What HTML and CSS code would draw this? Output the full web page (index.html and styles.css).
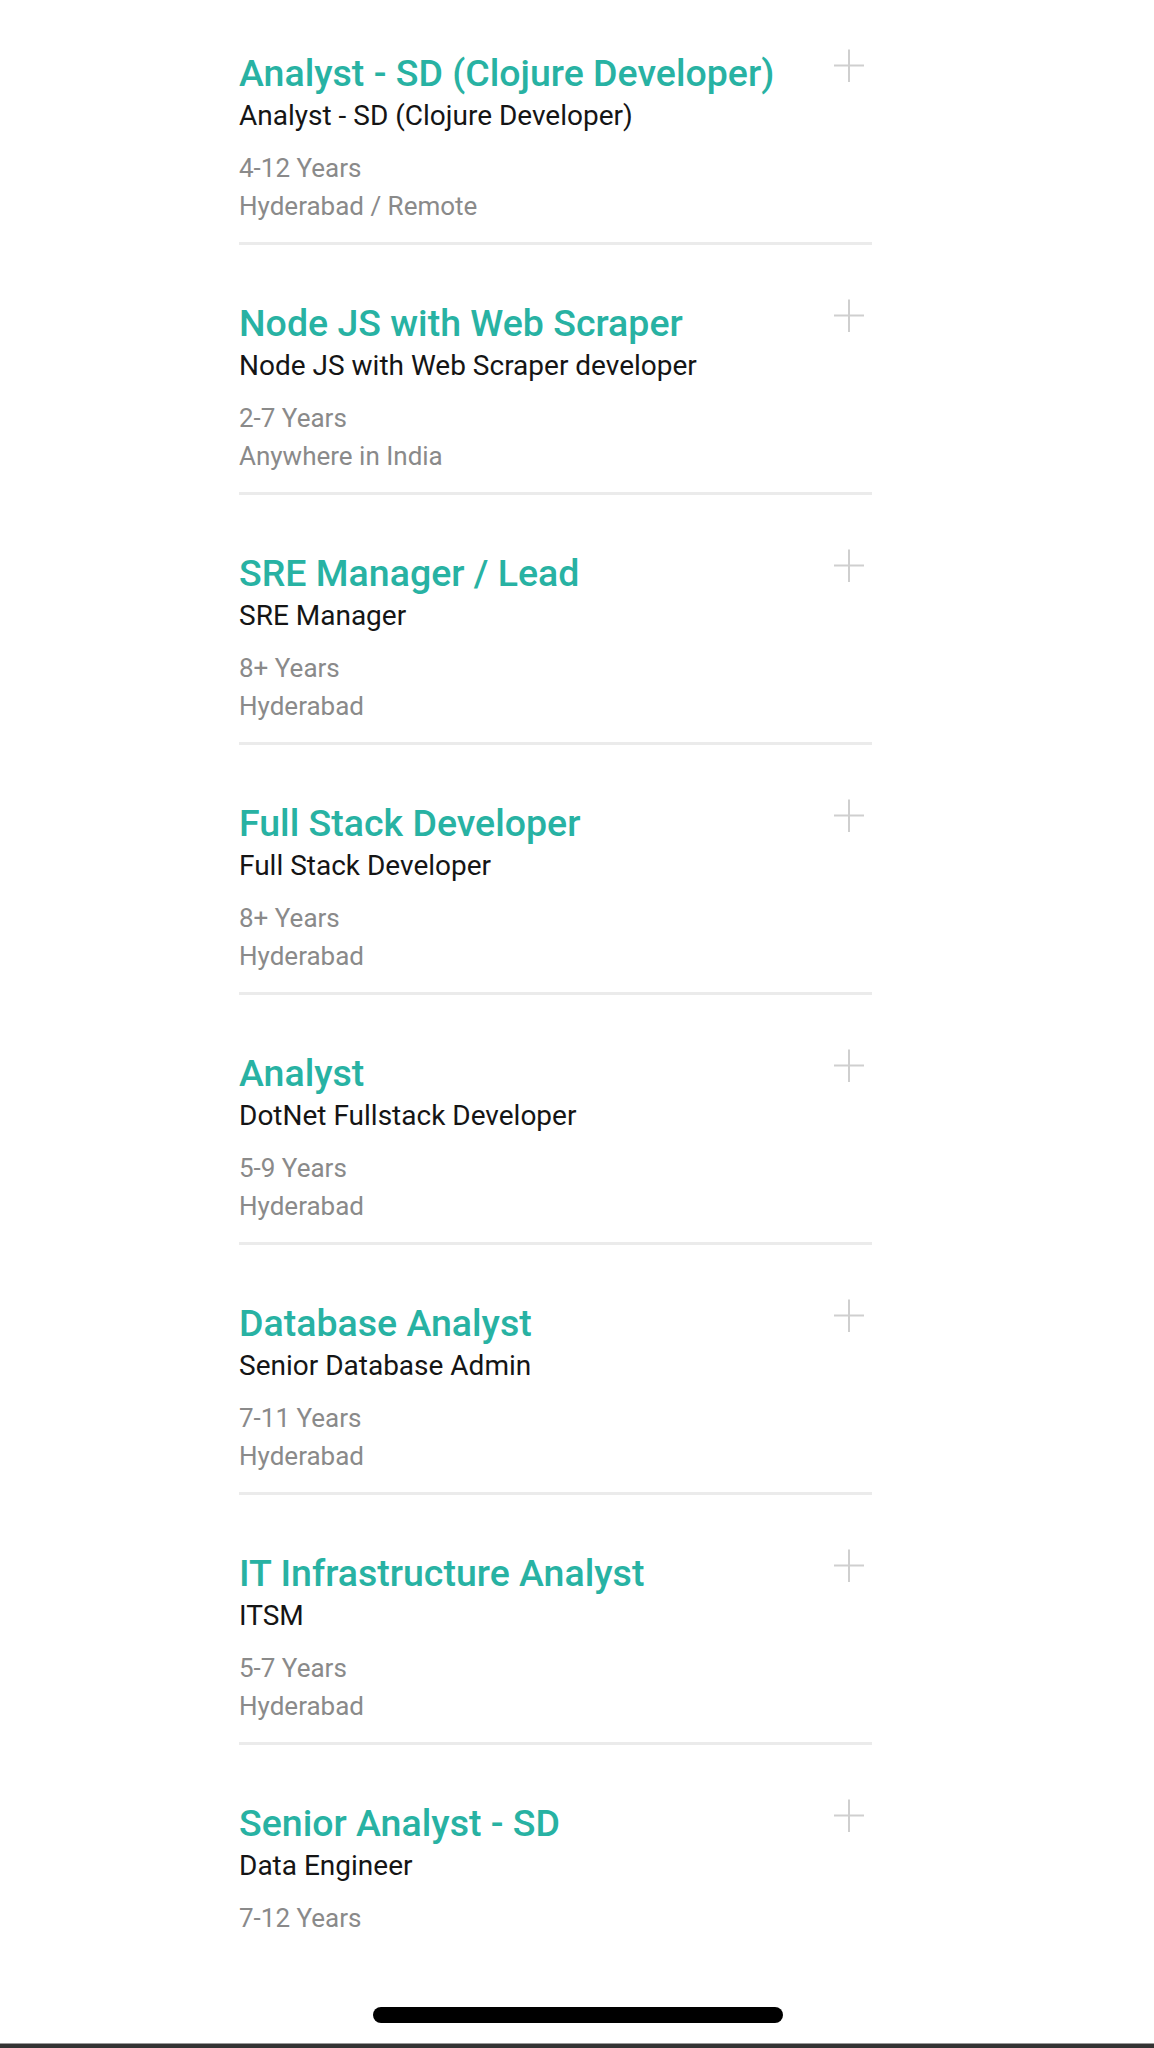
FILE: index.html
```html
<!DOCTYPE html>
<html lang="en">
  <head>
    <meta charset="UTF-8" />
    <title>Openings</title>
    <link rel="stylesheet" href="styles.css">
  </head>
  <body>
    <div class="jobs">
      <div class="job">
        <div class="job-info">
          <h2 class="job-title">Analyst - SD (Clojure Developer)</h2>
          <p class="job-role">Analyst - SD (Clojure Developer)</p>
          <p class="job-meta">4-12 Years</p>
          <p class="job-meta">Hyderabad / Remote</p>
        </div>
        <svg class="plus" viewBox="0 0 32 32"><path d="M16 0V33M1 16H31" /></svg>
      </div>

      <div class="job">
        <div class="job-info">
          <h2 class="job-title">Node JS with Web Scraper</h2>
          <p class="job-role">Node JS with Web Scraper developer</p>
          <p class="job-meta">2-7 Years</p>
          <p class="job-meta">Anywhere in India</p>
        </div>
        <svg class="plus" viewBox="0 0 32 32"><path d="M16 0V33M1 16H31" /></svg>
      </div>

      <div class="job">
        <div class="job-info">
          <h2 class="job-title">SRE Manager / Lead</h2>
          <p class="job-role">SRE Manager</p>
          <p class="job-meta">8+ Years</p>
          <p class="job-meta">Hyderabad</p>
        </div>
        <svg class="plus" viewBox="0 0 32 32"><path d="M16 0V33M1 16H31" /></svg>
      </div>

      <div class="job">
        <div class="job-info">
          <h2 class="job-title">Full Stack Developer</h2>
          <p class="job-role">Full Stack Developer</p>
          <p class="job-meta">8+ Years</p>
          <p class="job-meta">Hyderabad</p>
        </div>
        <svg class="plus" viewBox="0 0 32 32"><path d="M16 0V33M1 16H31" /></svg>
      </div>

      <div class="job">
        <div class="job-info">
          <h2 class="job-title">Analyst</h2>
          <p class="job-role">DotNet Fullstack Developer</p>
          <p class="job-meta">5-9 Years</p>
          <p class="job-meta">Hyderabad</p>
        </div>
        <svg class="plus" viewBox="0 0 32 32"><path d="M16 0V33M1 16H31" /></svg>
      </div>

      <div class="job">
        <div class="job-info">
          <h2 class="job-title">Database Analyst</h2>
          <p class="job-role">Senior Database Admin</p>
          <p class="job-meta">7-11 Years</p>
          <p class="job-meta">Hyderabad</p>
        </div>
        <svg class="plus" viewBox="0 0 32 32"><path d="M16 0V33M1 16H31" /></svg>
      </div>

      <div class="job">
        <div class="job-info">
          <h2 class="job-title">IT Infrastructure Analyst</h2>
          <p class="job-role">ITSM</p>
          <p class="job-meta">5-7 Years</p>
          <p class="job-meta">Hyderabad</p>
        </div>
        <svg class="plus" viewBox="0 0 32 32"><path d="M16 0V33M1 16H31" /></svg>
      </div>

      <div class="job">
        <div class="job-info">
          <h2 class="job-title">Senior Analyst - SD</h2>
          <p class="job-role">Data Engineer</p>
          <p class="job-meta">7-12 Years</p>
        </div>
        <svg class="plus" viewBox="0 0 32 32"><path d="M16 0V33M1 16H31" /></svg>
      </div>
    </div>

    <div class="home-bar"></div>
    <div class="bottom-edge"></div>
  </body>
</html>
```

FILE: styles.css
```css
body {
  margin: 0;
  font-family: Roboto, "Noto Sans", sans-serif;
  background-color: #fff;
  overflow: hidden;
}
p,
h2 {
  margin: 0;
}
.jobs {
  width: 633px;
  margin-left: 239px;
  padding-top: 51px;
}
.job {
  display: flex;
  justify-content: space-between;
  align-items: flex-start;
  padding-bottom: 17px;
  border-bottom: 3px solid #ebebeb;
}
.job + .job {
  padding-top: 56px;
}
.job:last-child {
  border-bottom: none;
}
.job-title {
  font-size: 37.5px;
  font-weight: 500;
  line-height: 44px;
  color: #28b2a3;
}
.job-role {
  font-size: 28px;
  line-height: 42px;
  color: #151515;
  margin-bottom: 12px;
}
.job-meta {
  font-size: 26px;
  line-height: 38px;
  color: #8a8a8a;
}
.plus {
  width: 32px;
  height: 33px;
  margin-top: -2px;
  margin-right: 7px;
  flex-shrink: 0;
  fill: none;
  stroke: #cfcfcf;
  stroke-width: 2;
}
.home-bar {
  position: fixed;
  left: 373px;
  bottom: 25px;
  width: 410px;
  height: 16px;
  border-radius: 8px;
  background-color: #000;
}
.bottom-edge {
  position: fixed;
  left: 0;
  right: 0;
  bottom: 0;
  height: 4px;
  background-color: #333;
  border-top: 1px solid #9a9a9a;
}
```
━━━━━━━━━━━━━━━━
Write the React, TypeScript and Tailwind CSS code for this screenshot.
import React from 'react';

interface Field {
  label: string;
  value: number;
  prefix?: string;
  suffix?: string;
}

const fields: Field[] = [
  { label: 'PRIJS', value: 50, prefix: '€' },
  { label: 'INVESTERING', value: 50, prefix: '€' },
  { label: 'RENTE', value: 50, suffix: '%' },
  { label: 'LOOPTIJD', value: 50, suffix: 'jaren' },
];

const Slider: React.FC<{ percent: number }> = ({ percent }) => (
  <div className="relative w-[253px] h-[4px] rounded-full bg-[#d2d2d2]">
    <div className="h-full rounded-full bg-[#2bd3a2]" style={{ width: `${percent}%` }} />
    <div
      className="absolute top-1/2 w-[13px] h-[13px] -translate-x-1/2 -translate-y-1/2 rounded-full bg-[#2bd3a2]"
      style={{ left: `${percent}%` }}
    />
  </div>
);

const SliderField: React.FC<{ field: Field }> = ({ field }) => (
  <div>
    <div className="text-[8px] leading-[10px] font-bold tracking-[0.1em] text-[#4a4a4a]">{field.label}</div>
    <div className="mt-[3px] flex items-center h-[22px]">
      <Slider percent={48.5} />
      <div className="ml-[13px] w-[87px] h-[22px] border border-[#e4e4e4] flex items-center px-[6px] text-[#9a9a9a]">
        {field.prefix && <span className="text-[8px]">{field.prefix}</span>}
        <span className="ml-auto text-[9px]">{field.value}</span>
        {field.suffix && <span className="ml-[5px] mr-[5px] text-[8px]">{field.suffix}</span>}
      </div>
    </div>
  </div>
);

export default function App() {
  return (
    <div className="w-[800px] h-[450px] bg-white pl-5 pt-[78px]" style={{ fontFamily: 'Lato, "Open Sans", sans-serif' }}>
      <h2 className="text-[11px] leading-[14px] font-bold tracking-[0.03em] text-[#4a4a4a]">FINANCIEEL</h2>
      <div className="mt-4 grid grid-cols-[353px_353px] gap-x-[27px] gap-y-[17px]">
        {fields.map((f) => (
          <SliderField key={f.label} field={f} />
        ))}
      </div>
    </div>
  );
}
━━━━━━━━━━━━━━━━
SHORT EXERCISE: Only lines with the word "index" should be collected from the material.

RESPONSE TO THE TASK:
What HTML and CSS code would draw this? Output the full web page (index.html and styles.css).
FILE: index.html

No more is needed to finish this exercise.